Given exercise: Report how many lines below contain the word "table". Give only the number.

--- start of Data segment ---

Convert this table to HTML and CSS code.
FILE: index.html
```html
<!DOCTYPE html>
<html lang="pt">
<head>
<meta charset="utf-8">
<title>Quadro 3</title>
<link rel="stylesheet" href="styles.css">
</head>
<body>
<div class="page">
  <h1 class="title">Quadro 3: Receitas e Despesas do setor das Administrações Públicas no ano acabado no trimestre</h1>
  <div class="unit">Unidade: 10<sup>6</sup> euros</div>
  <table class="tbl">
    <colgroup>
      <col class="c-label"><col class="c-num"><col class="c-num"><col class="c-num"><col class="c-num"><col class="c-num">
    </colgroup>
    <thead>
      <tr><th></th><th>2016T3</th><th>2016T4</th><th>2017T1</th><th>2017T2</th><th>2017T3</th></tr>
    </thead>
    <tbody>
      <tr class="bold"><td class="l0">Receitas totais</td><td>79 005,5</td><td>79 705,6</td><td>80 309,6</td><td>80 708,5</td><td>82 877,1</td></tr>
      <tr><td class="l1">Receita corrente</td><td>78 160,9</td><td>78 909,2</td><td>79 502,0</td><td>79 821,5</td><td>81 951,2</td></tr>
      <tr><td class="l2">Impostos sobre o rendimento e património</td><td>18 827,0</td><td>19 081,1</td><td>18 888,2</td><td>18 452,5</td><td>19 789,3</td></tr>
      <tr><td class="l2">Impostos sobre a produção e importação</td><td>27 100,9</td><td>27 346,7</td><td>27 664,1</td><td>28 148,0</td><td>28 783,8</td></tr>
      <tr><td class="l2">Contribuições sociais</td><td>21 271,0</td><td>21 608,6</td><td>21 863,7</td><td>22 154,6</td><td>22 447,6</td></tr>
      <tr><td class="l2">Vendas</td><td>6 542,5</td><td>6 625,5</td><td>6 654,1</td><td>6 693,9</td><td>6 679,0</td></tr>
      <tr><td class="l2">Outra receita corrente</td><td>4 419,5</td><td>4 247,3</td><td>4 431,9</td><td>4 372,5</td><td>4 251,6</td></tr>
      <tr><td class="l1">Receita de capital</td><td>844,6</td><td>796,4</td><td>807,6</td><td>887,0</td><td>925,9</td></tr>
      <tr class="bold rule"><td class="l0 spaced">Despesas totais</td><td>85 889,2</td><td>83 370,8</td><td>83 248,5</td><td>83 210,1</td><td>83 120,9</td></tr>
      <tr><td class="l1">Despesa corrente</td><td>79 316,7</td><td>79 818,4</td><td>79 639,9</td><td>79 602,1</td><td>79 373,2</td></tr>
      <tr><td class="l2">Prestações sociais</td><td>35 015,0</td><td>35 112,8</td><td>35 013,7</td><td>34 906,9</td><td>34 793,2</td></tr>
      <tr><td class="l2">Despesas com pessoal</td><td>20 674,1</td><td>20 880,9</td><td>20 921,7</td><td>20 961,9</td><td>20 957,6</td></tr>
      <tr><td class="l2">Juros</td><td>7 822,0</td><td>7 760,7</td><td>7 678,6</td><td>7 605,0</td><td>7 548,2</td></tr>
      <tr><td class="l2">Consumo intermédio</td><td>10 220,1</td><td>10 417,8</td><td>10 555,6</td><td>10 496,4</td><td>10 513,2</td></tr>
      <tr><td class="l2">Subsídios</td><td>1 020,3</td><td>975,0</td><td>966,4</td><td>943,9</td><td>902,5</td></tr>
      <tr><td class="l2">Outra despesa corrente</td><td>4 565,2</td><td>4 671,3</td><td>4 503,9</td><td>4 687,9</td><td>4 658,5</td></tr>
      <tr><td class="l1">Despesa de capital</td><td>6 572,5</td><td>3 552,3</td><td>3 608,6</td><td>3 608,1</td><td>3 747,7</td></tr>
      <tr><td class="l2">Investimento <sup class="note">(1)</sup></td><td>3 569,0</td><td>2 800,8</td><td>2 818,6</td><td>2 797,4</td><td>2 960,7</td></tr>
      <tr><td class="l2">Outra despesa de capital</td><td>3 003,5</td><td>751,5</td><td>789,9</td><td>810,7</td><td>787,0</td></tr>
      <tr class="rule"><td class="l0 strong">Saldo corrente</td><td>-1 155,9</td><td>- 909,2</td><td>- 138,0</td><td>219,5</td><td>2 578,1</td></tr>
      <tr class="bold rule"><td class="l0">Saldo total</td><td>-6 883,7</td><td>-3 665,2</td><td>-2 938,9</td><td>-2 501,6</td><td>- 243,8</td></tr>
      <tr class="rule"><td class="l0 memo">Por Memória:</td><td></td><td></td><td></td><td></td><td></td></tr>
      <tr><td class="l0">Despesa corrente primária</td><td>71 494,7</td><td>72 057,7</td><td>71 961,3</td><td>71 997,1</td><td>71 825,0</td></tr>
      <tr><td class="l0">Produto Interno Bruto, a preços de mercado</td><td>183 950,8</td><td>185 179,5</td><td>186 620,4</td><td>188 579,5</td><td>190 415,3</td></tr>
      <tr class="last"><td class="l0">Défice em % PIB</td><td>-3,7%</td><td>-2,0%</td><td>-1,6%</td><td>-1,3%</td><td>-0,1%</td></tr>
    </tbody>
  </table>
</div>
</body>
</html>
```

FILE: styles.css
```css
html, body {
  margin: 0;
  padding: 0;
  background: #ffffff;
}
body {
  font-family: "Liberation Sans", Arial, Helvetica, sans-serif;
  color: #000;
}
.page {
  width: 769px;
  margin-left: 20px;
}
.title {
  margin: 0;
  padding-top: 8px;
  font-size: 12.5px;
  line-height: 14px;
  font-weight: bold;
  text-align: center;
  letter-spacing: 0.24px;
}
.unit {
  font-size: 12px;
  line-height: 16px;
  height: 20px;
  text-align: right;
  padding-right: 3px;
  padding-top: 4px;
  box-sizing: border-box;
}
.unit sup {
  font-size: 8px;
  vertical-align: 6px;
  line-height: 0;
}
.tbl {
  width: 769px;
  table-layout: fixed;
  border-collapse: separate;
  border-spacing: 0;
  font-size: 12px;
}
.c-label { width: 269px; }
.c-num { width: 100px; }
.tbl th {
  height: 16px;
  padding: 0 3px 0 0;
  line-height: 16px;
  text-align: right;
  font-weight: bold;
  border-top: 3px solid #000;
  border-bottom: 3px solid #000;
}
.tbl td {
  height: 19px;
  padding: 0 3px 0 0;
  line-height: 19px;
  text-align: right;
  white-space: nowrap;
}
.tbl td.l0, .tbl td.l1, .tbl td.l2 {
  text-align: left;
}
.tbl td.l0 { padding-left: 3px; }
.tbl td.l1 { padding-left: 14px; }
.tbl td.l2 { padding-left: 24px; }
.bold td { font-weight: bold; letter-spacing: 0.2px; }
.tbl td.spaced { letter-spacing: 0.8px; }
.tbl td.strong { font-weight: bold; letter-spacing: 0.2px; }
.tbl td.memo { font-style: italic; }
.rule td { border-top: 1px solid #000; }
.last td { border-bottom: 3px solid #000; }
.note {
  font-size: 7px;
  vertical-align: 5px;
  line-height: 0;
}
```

--- end of Data segment ---

The answer: 4